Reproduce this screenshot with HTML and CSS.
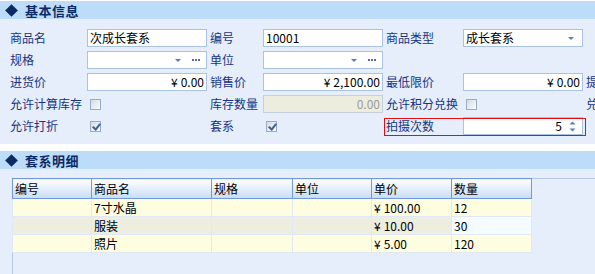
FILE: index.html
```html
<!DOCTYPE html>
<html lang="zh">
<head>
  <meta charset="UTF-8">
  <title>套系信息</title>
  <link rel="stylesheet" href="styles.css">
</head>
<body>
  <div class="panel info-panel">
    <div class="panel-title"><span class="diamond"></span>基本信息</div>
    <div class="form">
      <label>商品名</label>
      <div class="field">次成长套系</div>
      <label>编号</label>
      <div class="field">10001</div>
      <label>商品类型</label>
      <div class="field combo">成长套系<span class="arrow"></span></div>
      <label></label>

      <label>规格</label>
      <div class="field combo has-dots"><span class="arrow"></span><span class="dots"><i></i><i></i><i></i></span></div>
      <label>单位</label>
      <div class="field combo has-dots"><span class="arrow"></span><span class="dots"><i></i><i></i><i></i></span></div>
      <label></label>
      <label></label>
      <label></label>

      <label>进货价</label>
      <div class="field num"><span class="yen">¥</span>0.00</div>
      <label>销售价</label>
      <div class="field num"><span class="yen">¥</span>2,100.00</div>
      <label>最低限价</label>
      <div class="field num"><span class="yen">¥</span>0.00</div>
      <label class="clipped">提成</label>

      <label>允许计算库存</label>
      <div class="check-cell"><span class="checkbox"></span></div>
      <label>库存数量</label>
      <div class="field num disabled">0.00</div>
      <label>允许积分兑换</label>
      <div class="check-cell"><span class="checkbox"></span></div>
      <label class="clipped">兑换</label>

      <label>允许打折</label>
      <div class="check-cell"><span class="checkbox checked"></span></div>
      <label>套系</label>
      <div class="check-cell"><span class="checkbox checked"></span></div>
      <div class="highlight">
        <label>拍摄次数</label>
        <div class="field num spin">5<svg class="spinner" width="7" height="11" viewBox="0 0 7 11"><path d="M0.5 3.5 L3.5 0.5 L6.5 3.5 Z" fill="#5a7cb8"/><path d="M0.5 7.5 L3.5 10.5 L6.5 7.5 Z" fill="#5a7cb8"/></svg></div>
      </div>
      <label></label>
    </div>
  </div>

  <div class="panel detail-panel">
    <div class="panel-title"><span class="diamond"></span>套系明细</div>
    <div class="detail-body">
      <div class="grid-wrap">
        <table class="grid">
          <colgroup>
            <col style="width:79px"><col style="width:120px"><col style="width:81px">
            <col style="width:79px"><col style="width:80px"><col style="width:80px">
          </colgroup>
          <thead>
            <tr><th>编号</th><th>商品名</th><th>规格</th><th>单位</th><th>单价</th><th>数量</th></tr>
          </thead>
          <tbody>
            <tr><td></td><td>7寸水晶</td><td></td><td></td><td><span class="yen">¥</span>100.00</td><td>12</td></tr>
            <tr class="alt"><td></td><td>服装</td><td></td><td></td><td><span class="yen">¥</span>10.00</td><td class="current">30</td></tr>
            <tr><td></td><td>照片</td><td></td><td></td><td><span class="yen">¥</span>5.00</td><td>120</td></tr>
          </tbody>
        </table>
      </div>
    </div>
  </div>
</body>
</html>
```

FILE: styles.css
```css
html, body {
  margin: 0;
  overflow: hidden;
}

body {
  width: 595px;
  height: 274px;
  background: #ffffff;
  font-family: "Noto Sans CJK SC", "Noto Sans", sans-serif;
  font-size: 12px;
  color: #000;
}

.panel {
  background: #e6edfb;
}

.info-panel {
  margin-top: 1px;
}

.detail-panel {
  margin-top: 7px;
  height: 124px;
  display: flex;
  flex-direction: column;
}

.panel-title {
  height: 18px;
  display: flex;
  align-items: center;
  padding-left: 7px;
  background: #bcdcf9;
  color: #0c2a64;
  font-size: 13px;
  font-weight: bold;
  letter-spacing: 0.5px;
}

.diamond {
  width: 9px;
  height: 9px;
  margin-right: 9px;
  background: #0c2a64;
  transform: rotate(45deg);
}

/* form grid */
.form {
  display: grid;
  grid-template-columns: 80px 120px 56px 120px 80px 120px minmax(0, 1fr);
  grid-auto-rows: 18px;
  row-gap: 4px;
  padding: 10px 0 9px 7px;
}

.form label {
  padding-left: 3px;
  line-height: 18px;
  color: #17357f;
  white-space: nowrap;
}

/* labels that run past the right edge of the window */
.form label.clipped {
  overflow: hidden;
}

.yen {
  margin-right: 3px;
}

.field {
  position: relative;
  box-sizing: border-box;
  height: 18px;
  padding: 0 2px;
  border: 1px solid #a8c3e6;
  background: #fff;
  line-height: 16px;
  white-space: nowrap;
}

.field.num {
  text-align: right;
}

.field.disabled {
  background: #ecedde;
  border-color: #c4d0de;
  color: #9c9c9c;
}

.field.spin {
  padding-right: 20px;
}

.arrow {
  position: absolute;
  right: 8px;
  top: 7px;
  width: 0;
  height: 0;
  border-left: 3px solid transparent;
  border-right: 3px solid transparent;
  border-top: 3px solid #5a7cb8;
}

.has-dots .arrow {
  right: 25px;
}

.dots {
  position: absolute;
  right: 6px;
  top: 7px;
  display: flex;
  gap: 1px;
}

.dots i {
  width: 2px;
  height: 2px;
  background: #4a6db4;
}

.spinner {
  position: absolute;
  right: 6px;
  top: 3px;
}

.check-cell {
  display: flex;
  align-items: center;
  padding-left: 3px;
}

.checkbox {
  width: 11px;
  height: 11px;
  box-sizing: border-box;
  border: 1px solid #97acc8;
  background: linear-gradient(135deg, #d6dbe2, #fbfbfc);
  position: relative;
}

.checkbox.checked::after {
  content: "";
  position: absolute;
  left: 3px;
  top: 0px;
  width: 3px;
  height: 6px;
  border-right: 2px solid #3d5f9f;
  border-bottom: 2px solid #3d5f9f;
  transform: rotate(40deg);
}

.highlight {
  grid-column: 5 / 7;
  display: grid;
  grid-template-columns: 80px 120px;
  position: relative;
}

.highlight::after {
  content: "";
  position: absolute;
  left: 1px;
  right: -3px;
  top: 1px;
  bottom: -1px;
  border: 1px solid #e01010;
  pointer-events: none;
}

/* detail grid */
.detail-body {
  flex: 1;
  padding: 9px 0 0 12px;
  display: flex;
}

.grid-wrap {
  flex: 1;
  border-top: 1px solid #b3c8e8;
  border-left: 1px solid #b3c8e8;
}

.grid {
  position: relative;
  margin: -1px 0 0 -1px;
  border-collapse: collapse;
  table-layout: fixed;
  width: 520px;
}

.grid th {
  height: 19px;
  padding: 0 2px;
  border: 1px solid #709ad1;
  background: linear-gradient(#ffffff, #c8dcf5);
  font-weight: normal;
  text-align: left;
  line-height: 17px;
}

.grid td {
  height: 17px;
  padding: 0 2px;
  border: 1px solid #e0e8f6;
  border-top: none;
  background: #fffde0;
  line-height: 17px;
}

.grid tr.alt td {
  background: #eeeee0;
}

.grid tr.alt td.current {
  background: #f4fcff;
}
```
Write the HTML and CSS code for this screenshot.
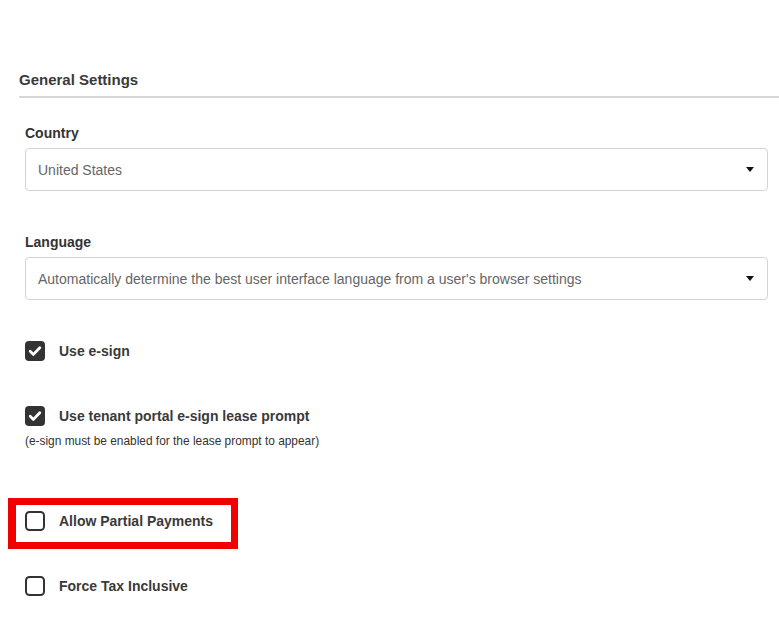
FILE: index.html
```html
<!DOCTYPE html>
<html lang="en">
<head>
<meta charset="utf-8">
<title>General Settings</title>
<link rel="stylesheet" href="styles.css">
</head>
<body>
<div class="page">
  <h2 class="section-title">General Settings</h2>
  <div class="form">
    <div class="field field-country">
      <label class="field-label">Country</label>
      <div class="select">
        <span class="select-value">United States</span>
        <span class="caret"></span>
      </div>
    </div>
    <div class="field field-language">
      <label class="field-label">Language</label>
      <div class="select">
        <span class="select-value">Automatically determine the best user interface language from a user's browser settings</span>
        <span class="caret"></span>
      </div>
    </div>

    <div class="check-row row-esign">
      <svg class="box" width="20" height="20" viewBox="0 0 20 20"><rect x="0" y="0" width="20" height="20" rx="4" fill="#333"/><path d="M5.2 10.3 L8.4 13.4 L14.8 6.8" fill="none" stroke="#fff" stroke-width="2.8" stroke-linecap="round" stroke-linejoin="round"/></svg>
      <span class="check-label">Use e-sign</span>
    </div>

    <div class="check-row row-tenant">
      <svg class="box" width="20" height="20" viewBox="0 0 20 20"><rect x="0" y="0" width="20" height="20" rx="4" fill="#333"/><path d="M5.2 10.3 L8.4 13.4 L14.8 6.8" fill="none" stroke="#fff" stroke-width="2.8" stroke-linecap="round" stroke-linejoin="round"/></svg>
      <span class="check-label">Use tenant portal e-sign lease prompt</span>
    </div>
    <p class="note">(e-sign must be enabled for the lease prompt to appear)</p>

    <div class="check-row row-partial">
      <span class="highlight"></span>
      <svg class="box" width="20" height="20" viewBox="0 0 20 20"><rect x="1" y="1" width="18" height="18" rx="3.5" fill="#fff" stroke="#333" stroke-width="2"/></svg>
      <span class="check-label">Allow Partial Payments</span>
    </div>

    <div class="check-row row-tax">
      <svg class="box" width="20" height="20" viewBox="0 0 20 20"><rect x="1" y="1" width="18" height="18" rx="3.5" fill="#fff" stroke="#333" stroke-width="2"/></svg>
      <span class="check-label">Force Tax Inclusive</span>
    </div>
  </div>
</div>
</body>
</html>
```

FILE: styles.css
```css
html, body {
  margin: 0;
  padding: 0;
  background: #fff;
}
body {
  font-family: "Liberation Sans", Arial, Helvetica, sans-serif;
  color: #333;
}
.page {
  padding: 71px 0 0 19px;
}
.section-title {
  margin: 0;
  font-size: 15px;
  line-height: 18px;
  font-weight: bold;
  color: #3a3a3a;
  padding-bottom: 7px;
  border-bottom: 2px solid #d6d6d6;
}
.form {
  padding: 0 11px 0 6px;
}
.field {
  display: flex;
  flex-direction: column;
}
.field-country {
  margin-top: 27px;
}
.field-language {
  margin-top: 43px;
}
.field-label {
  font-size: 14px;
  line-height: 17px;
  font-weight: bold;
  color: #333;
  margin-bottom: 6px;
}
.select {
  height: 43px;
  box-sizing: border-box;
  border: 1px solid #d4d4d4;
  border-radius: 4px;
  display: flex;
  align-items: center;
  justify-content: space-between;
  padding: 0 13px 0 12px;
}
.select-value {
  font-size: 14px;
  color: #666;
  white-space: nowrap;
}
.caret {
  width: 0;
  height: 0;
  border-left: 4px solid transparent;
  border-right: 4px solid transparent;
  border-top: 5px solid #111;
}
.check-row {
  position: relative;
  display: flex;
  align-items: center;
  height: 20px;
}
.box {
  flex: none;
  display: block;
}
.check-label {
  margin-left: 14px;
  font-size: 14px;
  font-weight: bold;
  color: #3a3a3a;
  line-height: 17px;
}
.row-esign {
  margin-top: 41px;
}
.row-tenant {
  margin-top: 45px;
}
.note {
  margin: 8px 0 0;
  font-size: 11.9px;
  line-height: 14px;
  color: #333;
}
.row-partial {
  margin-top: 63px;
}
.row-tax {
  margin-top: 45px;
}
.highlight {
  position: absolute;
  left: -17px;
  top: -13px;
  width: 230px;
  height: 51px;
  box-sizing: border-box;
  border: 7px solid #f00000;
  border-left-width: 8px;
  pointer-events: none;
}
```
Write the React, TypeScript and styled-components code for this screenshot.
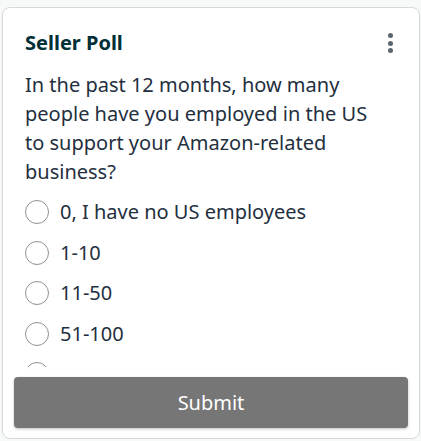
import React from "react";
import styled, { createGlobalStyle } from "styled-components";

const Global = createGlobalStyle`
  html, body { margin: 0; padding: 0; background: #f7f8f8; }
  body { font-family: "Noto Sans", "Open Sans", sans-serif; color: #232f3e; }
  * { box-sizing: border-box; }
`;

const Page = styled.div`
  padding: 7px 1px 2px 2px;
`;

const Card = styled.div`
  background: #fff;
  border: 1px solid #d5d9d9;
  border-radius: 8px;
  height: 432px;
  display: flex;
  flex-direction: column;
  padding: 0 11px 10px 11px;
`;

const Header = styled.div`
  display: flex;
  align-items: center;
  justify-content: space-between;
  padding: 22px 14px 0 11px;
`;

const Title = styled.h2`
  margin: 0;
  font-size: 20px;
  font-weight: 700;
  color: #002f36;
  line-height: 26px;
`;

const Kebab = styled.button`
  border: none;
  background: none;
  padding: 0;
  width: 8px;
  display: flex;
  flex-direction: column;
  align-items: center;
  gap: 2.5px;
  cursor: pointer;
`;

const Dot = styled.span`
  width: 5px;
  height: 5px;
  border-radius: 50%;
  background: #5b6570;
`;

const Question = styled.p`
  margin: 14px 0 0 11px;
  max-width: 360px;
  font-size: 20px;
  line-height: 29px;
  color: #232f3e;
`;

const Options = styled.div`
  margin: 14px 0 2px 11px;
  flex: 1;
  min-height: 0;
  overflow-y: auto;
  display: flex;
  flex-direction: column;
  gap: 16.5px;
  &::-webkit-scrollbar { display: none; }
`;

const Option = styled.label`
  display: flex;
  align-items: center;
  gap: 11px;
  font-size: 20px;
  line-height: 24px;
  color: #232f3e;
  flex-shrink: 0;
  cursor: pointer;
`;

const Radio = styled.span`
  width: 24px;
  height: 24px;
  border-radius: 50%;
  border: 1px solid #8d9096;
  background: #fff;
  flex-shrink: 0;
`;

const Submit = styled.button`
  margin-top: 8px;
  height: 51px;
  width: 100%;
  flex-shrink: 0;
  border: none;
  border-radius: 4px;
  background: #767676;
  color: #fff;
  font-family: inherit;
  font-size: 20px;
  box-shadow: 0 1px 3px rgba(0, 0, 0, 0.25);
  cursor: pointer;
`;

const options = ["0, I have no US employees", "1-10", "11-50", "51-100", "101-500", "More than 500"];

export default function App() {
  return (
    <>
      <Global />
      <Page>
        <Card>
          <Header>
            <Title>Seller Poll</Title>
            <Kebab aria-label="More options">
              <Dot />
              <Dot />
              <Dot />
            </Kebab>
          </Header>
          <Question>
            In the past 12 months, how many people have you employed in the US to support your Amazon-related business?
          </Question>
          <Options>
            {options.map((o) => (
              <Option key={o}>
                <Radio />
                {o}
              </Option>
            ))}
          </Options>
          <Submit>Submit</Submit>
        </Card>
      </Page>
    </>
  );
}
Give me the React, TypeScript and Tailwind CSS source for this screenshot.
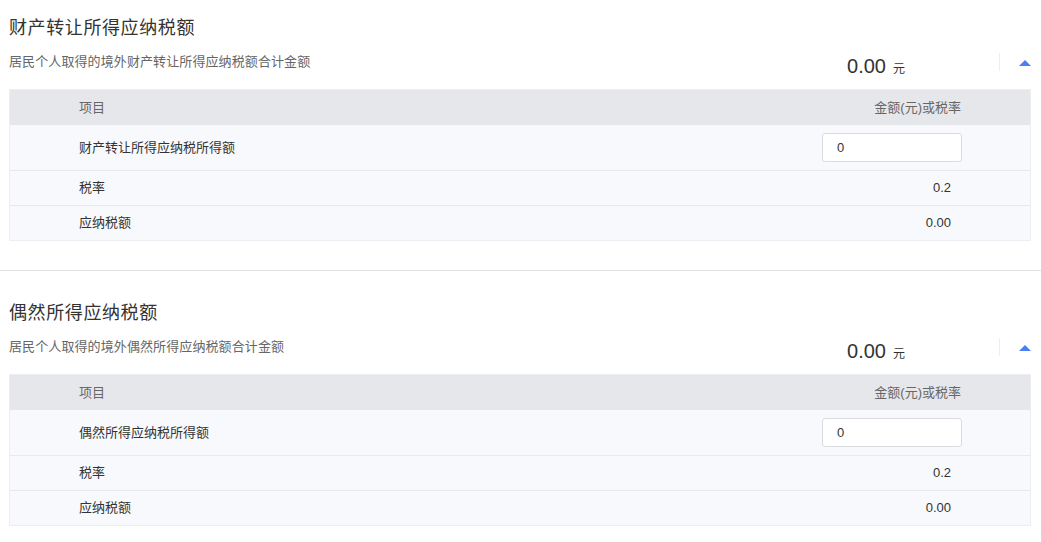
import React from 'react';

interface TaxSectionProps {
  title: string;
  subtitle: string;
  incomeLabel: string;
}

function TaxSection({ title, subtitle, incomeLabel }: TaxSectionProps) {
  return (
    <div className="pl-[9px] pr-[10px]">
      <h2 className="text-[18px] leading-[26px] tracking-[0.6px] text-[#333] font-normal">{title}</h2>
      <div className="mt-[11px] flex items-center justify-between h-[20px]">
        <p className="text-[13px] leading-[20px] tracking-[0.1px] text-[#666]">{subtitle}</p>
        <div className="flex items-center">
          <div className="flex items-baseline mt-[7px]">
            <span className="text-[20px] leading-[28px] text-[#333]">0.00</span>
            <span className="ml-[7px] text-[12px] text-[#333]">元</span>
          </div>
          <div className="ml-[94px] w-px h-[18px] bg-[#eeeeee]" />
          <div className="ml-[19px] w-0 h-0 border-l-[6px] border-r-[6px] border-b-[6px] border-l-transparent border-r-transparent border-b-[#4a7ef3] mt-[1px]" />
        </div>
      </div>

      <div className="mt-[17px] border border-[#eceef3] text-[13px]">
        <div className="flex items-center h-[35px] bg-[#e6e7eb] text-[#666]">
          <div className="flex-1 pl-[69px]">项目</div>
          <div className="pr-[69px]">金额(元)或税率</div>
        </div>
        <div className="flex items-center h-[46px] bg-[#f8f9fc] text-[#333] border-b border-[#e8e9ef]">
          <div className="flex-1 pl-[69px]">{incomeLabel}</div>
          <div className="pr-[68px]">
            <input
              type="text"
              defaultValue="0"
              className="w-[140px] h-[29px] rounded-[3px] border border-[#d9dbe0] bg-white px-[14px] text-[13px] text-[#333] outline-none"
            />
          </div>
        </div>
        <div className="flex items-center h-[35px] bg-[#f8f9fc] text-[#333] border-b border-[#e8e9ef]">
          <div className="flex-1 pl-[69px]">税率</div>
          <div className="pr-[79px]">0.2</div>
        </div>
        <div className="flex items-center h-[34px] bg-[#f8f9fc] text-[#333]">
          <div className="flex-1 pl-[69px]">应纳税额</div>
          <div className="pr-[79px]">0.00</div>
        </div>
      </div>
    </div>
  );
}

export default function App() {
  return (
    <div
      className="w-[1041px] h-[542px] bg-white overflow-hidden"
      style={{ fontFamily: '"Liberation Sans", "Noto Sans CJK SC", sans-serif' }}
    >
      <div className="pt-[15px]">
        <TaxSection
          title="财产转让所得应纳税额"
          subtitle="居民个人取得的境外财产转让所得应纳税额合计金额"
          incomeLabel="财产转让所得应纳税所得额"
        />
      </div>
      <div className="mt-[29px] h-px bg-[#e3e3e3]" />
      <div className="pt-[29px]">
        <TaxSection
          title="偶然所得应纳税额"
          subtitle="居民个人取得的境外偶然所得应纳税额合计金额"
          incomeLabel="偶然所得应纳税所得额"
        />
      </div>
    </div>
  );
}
■ ■ ■ ■ ■ ■ ■
• [Problem description]: Select and copy every line from the records that includes the word "TypeScript".

• [Correct answer]:
Write the React, TypeScript and styled-components code for this screenshot.
Give me the React, TypeScript and Tailwind CSS source for this screenshot.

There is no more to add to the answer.